In its correspondence with the Council, the CNE said that the original AJUDEM list had 64 full candidates and six supplementary candidates – but three of these were “irregular”. One simply did not exist, for the list jumped from number 54 to number 56 – there was no candidate numbered 55.
Candidate number eight was registered as a voter in a different municipality, and therefore ineligible to stand in Maputo, and number 63 was missing essential documents that candidates must present.
This reduced the number of AJUDEM candidates to the bare minimum of 67. But then came the withdrawal of four candidates (and on 30 August, a fifth dropped out).
The CNE said that the reason for candidates dropping out was an internal matter for the party or group concerned. Furthermore, it was not the responsibility of the CNE to inform the party or group that its candidates were abandoning the list – although the CNE says that, in AJUDEM’s case, it did inform the group of the first four drop-outs.
AJUDEM argued that it had enough candidates by the deadline for submitting lists, even if some withdrew their names later. It should thus have been given an opportunity to replace them – an argument which was supported by one prominent jurist within Frelimo, Teodato Hunguana, who is also a former judge on the Constitutional Council.
In its ruling, the Constitutional Council admitted that the AJUDEM list did meet the legal requirements for number of candidates at the time it was submitted, and that the law does indeed allow for the replacement of candidates who drop out – but not after the final date for submission of lists.
Full candidates who withdraw their names can be replaced by supplementary candidates – but the Council ruled there can be no replacement by new candidates whose documents the CNE had not previously considered.

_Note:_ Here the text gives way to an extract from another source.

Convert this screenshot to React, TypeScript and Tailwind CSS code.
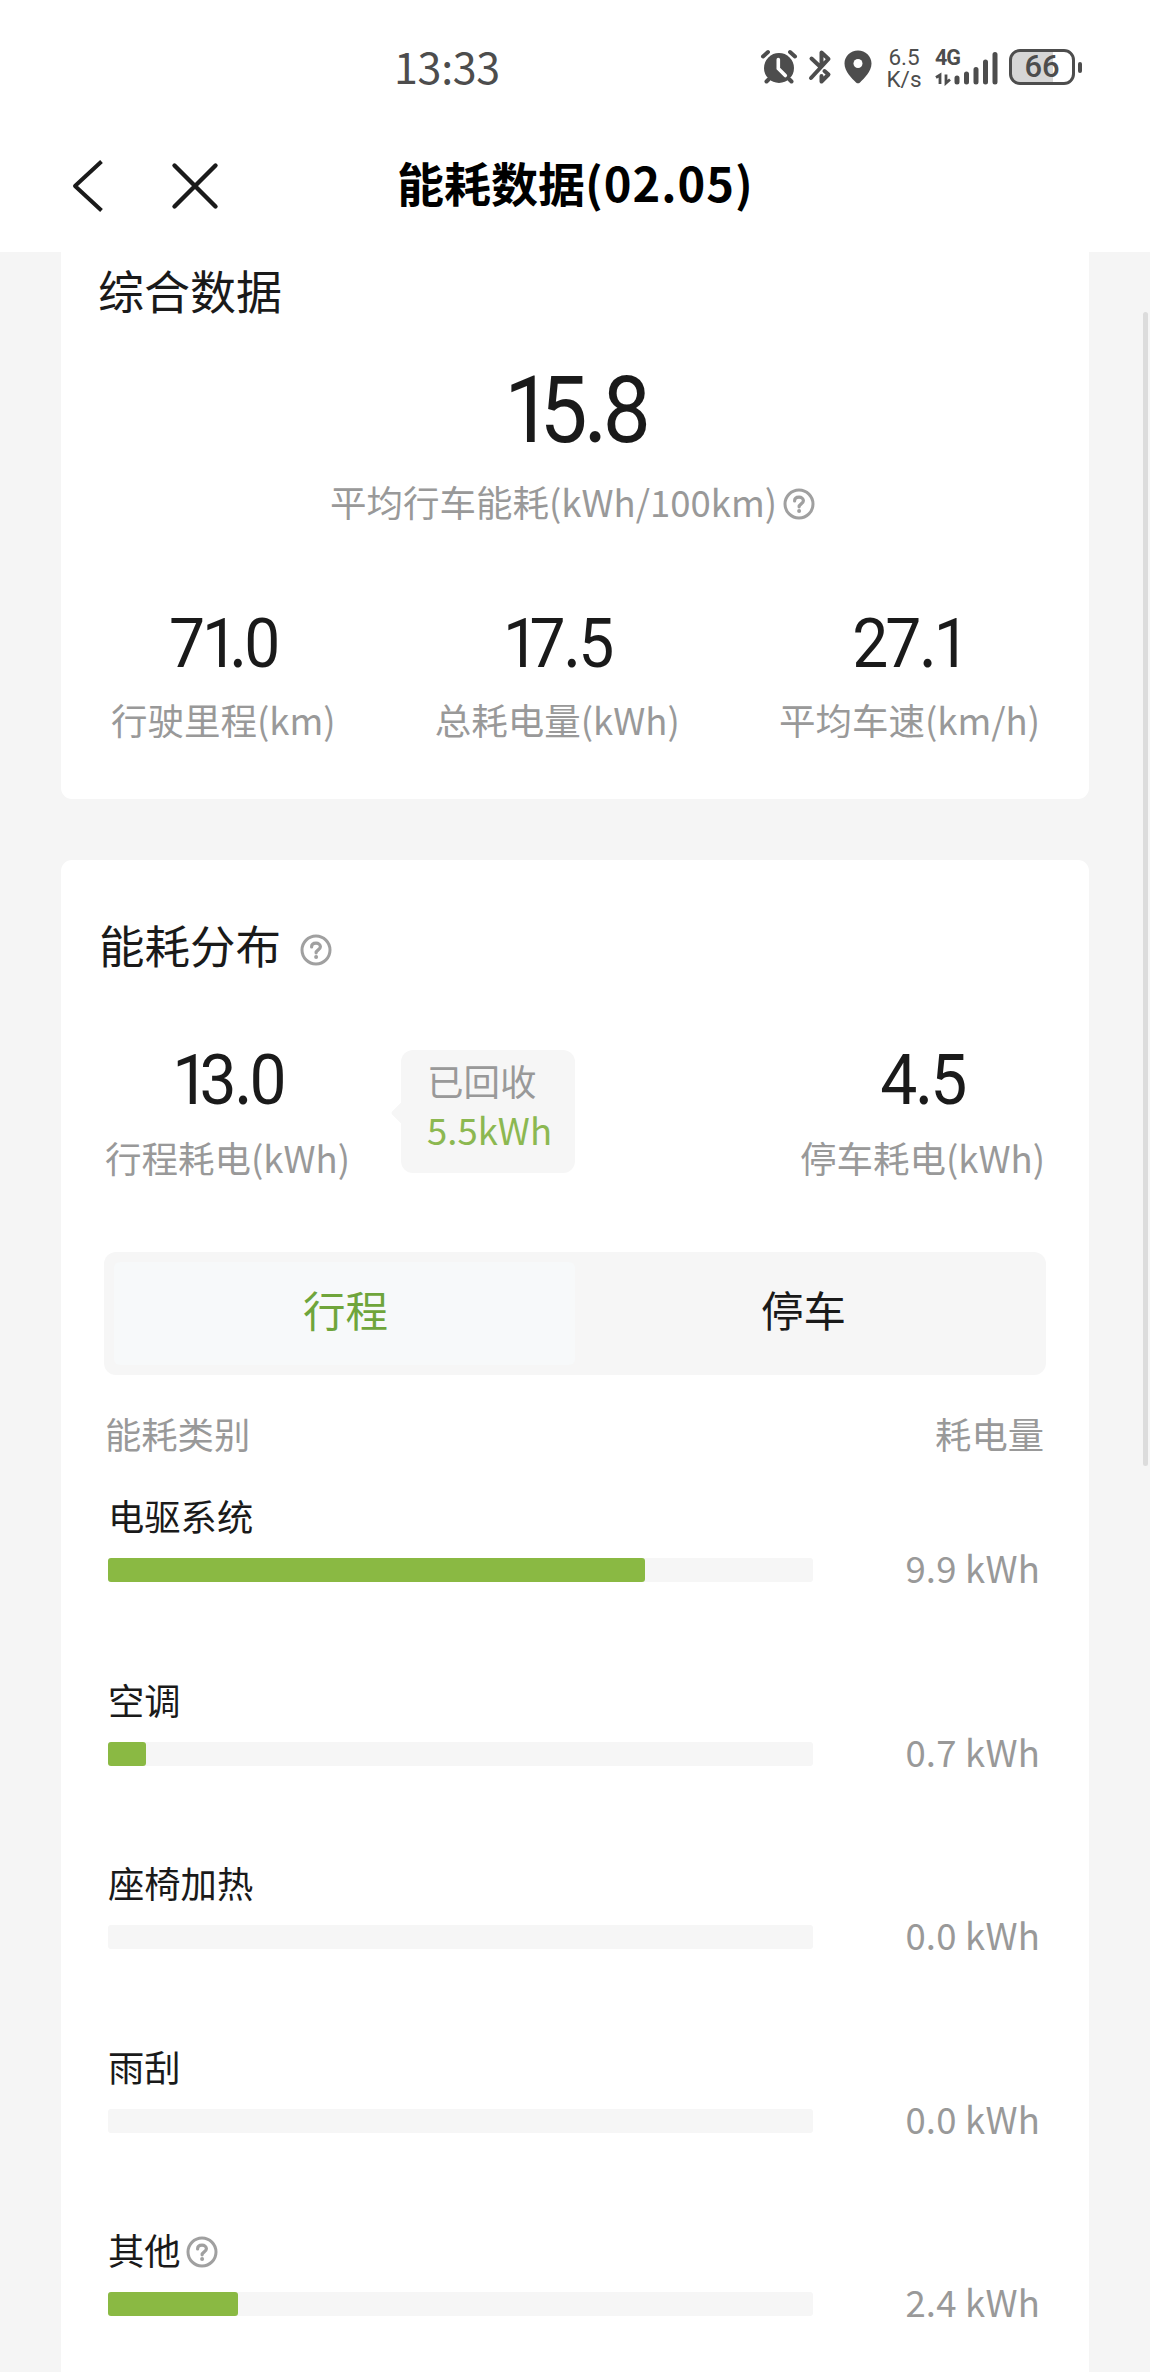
import React from "react";

const CJK = "font-['Noto_Sans_CJK_SC',sans-serif]";

function HelpIcon({ className = "" }: { className?: string }) {
  return (
    <svg className={"shrink-0 " + className} width="32" height="32" viewBox="0 0 32 32" fill="none" stroke="#a0a0a0">
      <circle cx="16" cy="16" r="14" strokeWidth="3" />
      <path d="M11.600 13c0-2.500 1.900-3.900 4.400-3.900s4.400 1.500 4.400 3.700c0 3-4.300 3.200-4.300 6" strokeWidth="3.200" strokeLinecap="round" />
      <circle cx="16.100" cy="23" r="2" fill="#a0a0a0" stroke="none" />
    </svg>
  );
}

/* Large reading: narrow digits, with a tight "1" and a round decimal point. */
function Figure({ value, className }: { value: string; className: string }) {
  return (
    <div className={"flex scale-x-[0.93] items-baseline whitespace-nowrap font-['Roboto'] text-[#1a1a1a] " + className}>
      {value.split("").map((ch, i) => (
        <span
          key={i}
          className={
            ch === "."
              ? "mx-[0.03em] font-['Lato']"
              : ch === "1"
                ? "tracking-[-0.15em] last:tracking-[-0.05em]"
                : ""
          }
        >
          {ch}
        </span>
      ))}
    </div>
  );
}

function Stat({ value, label, size, className = "" }: { value: string; label: string; size: string; className?: string }) {
  return (
    <div className={"flex flex-col items-center " + className}>
      <Figure value={value} className={"leading-[70px] tracking-[-0.05em] " + size} />
      <div className="mt-[19px] whitespace-nowrap text-[36.500px] leading-[50px] text-[#999]">{label}</div>
    </div>
  );
}

function StatusBar() {
  return (
    <div className="flex h-[134px] items-center pr-[67px] text-[#4d4d4d]">
      <div className="-mt-[4px] ml-[394px] w-[366px] text-[43px] leading-[50px] tracking-[-0.3px]">13:33</div>
      <svg width="38" height="36" viewBox="0 0 38 36" fill="none" stroke="#4d4d4d">
        <circle cx="19" cy="19" r="15" fill="#4d4d4d" stroke="none" />
        <path d="M3 7.500 8 3M35 7.500 30 3M8.500 30.500 6.500 32.500M29.500 30.500 31.500 32.500" strokeWidth="4" strokeLinecap="round" />
        <path d="M18.300 10.500V19.500l7 7" stroke="#fff" strokeWidth="3.600" strokeLinecap="round" />
      </svg>
      <svg className="ml-[10px]" width="24" height="36" viewBox="0 0 24 36" fill="none" stroke="#4d4d4d" strokeWidth="4" strokeLinejoin="round" strokeLinecap="round">
        <path d="M3 29 20.500 10 13.500 3.500V16M3.500 9.500 12 17.500" />
        <path d="M16.500 22 20.500 25.500 13.500 32.500V27" />
      </svg>
      <svg className="ml-[11px]" width="30" height="36" viewBox="0 0 30 36">
        <path d="M15 1.500C7.500 1.500 1.500 7.300 1.500 14.500 1.500 22.500 9 29.500 13 33.500q2 1.700 4 0C21 29.500 28.500 22.500 28.500 14.500 28.500 7.300 22.500 1.500 15 1.500Z" fill="#4d4d4d" />
        <circle cx="15" cy="14.500" r="4.500" fill="#fff" />
      </svg>
      <div className="ml-[13px] mt-[3px] w-[36px] text-center font-['Roboto'] text-[22.500px] leading-[21.500px]">
        6.5
        <br />
        K/s
      </div>
      <div className="relative ml-[13px] h-[38px] w-[64px]">
        <span className="absolute top-0 left-0 font-['Roboto'] text-[21.500px] font-bold leading-[20px] tracking-[-1px]">4G</span>
        <svg width="64" height="38" viewBox="0 0 64 38" stroke="#4d4d4d" fill="none">
          <path d="M22 30v4M31.500 26v8M41 21.500v12.500M50.500 14v20M60 6.500v27.500" strokeWidth="5" strokeLinecap="round" />
          <path d="M1 29.500 5 27v9M11 26.500v8.500l4-3.500" strokeWidth="2.800" />
        </svg>
      </div>
      <div className="ml-[10px] flex h-[36px] w-[66px] items-center justify-center rounded-[11px] border-[3px] border-[#4d4d4d] bg-linear-to-r from-[#d6d6d6] from-[68%] to-white to-[68%] font-['Roboto'] text-[31px] font-medium leading-[30px]">
        66
      </div>
      <div className="ml-[3px] h-[11px] w-[4px] rounded-[2px] bg-[#4d4d4d]" />
    </div>
  );
}

function Header() {
  return (
    <header className="flex h-[118px] items-start bg-white">
      <svg className="ml-[70px] mt-[24px]" width="36" height="56" viewBox="0 0 36 56" fill="none" stroke="#1a1a1a" strokeWidth="4" strokeLinejoin="round">
        <path d="M31.500 3.500 5 28 31.500 52.500" />
      </svg>
      <svg className="ml-[64px] mt-[27px]" width="50" height="50" viewBox="0 0 50 50" fill="none" stroke="#1a1a1a" strokeWidth="4.400" strokeLinecap="round">
        <path d="M4.500 4.500 45.500 45.500M45.500 4.500 4.500 45.500" />
      </svg>
      <h1 className="ml-[177px] mt-[13px] whitespace-nowrap text-[47px] font-bold leading-[70px] text-black">
        能耗数据<span className="tracking-[1px]">(02.05)</span>
      </h1>
    </header>
  );
}

const categories = [
  { name: "电驱系统", value: "9.9", fill: 537 },
  { name: "空调", value: "0.7", fill: 38 },
  { name: "座椅加热", value: "0.0", fill: 0 },
  { name: "雨刮", value: "0.0", fill: 0 },
  { name: "其他", value: "2.4", fill: 130, help: true },
];

export default function App() {
  return (
    <div className={"relative h-[2372px] w-[1150px] overflow-hidden bg-[#f5f5f5] " + CJK}>
      <div className="bg-white">
        <StatusBar />
        <Header />
      </div>

      <section className="mx-[61px] h-[547px] rounded-b-[11px] bg-white">
        <h2 className="pl-[37px] pt-[7px] text-[46px] leading-[60px] text-[#1a1a1a]">综合数据</h2>
        <div className="flex flex-col items-center">
          <Figure value="15.8" className="mt-[38px] h-[100px] text-[92px] leading-[100px] tracking-[-0.06em]" />
          <div className="mt-[20px] flex items-center whitespace-nowrap pr-[5px] text-[36.500px] leading-[50px] text-[#999]">
            <span>平均行车能耗(kWh/100km)</span>
            <HelpIcon className="ml-[6px] mt-[4px]" />
          </div>
        </div>
        <div className="mt-[79px] flex justify-between pl-[50px] pr-[49px]">
          <Stat value="71.0" label="行驶里程(km)" size="h-[70px] text-[69px]" />
          <Stat value="17.5" label="总耗电量(kWh)" size="h-[70px] text-[69px]" />
          <Stat value="27.1" label="平均车速(km/h)" size="h-[70px] text-[69px]" />
        </div>
      </section>

      <section className="mx-[61px] mt-[61px] h-[1520px] rounded-t-[11px] bg-white">
        <div className="flex h-[114px] items-center pl-[38px] pt-[54px]">
          <h2 className="text-[45.500px] leading-[60px] text-[#1a1a1a]">能耗分布</h2>
          <HelpIcon className="ml-[19px] mt-[11px]" />
        </div>

        <div className="flex pl-[44px] pr-[44px] pt-[68px]">
          <Stat value="13.0" label="行程耗电(kWh)" size="h-[72px] text-[71px]" />
          <div className="relative ml-[51px] mt-[8px] h-[123px] w-[174px] rounded-[12px] bg-[#f6f6f6] pl-[26px] pt-[8px] text-[36.500px]">
            <div className="absolute -left-[7px] top-[55px] size-[16px] rotate-45 rounded-[2px] bg-[#f6f6f6]" />
            <div className="leading-[46px] text-[#999]">已回收</div>
            <div className="leading-[51px] text-[#8cb851]">5.5kWh</div>
          </div>
          <Stat value="4.5" label="停车耗电(kWh)" size="h-[72px] text-[71px]" className="ml-auto" />
        </div>

        <div className="ml-[43px] mt-[69px] flex h-[123px] w-[942px] rounded-[12px] bg-[#f6f6f6] p-[10px] text-[42.500px] leading-[94px]">
          <div className="w-[461px] rounded-[6px] bg-[#f7f9fa] pl-[2px] text-center text-[#6fa53b]">行程</div>
          <div className="w-[461px] pr-[4px] text-center text-[#1a1a1a]">停车</div>
        </div>

        <div className="flex justify-between pl-[44px] pr-[45px] pt-[33px] text-[36.300px] leading-[50px] text-[#999]">
          <span>能耗类别</span>
          <span>耗电量</span>
        </div>

        <div className="flex flex-col pl-[47px] pr-[49px] pt-[32px]">
          {categories.map((c) => (
            <div key={c.name} className="h-[183.500px]">
              <div className="flex items-center text-[36.300px] leading-[50px] text-[#1a1a1a]">
                {c.name}
                {c.help && <HelpIcon className="ml-[5px] mt-[6px]" />}
              </div>
              <div className="mt-[18px] flex h-[24px] items-center justify-between">
                <div className="h-[24px] w-[705px] rounded-[3px] bg-[#f6f6f6]">
                  <div className="h-full rounded-[3px] bg-[#8ab943]" style={{ width: c.fill }} />
                </div>
                <div className="-mt-[4px] whitespace-nowrap text-[36.500px] leading-[50px] tracking-[0.2px] text-[#999]">{c.value} kWh</div>
              </div>
            </div>
          ))}
        </div>
      </section>

      <div className="absolute left-[1143px] top-[312px] h-[1154px] w-[5px] rounded-full bg-[#dcdcdc]" />
    </div>
  );
}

The Council did not deal with AJUDEM’s attack on the CNE for its partisan bias. It claimed that the CNE was not the “impartial and independent” body required by the Constitution. This was a blow against the malaise at the heart of the CNE – the fact that it is dominated by the political parties, who vote along political party lines.
In the case of the AJUDEM list, the CNE members appointed by Frelimo voted to exclude the list, while those appointed by the former rebel movement Renamo voted to keep it on the ballot paper.
This problem dates back to the 1992 peace agreement between Renamo and the government, which stipulated that Renamo would appoint a third of the first CNE, which supervised the 1994 general elections. Every subsequent CNE has suffered from the same politicisation, imposed by Renamo. On two occasions (in 2008 and 2012) Frelimo proposed removing the political parties from the CNE, but Renamo rejected the proposal outright, and Frelimo beat a hasty retreat on both occasions.
Many other bodies face the same problem of members appointed by the political parties – including the Constitutional Council itself, where five of the seven members are appointed by the political parties, in proportion to the number of seats they hold in the Mozambican parliament, the Assembly of the Republic.
The Council passed its ruling on the AJUDEM list with all five of the judges present voting in favour (including Manuel Franque, the sole judge appointed by Renamo).